県外から移住し、いちご栽培を始めたばかりです。就農支援を受けながら、県のブランドいちごをビニールハウスで一粒一粒丁寧に育てています。
最近、近所の農家さんから、「夏の終わりは台風がくるかもしれないから、そろそろ対策した方がいいよ」とアドバイスを受けたので、台風対策について調べ始めました。
ハウスの台風対策は「シートをまくって、ビニールハウスを全開にして風が通るようにする」「苗に防風ネットをかける」などが一般的ですが、初めてのことなので、それだけで大丈夫なのか不安です。
ネットをかけていたけれど、暴風で苗をやられてしまった経験があるという地元の先輩農家は、自分でハウスの補強をしているようですが、新米農家の私たちには、そんな技術がありません。
お金をかけてでも業者に依頼した方が良いのでしょうか。また自分達でもできることは何かあるのでしょうか?
(佐賀県・駒田さん/仮名・30代)
小沢 聖
明治大学黒川農場
ハウスの台風対策はネット選びや換気装置活用など簡単にできることから
初めての台風対策ということで心配されているかと思いますが、地元の方が仰るようにフィルムをはがしてネットを作物にベタ掛けすれば、よほどの台風でない限り問題はありません。まずはこの対策をしっかり行いましょう。
台風対策で最も大切なのは、作物のばたつきを防ぐこと。そのためネットをきつく固定しておくことが重要です。防風ネットを使用する場合は、なるべく目が大きく軽いものを選ぶと、雨水でもばたつかず作物への負担が少なく済みます。
また強風以上に注意しなければならないのは、大雨による滞水です。水が溜まっていたら、早急に排水をしてください。ただし、暴風のなか外出するのは危険なので控えましょう。
パイプハウスの場合、風に対しては妻面(出入り口がある切り妻の部分)が最大の弱点です。妻面を単独で補強する場合、控え柱を付けたり、地表面に補強パイプと直交クランプ(パイプの交差角度を固定する金具)で固定した1〜2mの足場パイプ(単管パイプ)をハウスの方向に固定することが有効です。
ハウス側面の風による被害は、単棟で長いハウスほど大きくなります。この被害を軽減するためには、2〜3m間隔に太いアーチパイプやダブルアーチ(アーチパイプの内側にもう1本アーチパイプをつくる)を設置し、これに陸ばり(水平なはり)を付けて揺れを抑えるのが一般的です。

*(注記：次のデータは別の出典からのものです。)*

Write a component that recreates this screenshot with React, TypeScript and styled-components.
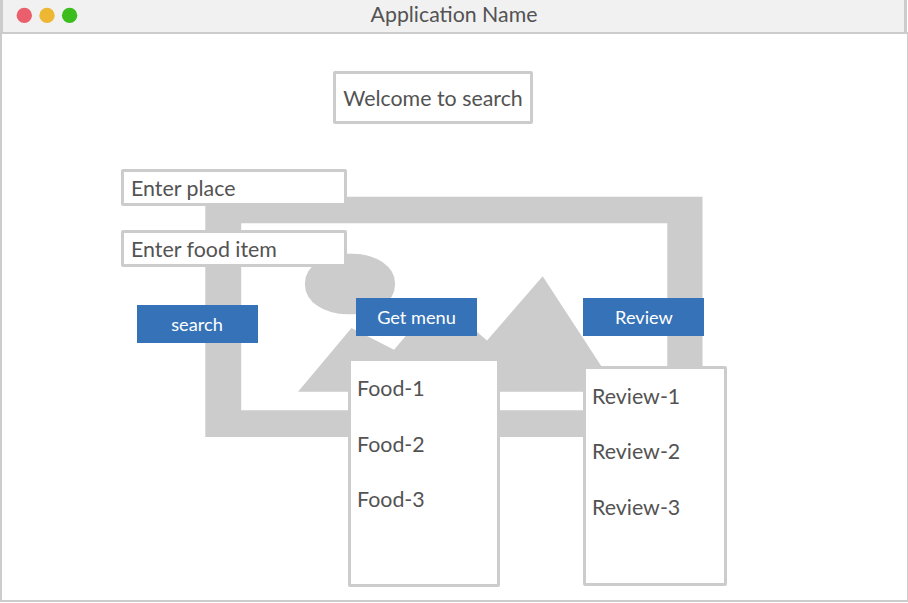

台風の時だけ側面の風対策として設置する場合は、ハウスの肩部分または母屋パイプと胴縁パイプの間を「×」の形になるようにパイプやメッセンジャーワイヤーで固定する方法があります。
パイプの場合は接続金具をあらかじめ固定しておき、2〜3mごとに設置します。メッセンジャーワイヤーの場合はターンバックル(ロープやワイヤーなどの張力を調節する装置)で締めます。ターンバックルが揺れで緩まないように、針金を絡めておきましょう。
既存のハウスでおすすめなのは、足場パイプで妻面と側面を一体化した「枠構造」で補強する方法です。メリットは、一度に作業を完了させなくてもよいことで、作付け中でもできます。
普段から中古の足場パイプを集めておくことが肝心なので、地域の土建業者などと顔見知りになっておけば、金属価格の安いときにはお礼程度で入手できるはずです。
フィルムはPO系と呼ばれるものが、丈夫で補強に最適です。ビニールよりも軽くて汚れにくく、加えて耐久性も高いため張替頻度が少なく済むといったメリットもあります。ビニールより高価ではありますが、性能を考えれば決して高過ぎるものではないと思います。
また、最近「空動扇」という便利な換気装置も開発されました。電池や電気を使わない環境に優しい仕組みで、ハウスの中に入った風を外部へ逃すことができます。台風対策だけでなく、高温対策にも有効な注目の技術ですよ。
最後に、台風後の対処も忘れてはなりません。滞水していたら排水する、強風でボルトが緩んでいたら締め直すなど、通常時に戻す作業は必ず行いましょう。
また台風対策に限らず、地域特有の災害に対する対策を熟知しているのは地元のハウス業者です。そうした業者とは、かかりつけ医のような関係を持っておくとよいですよ。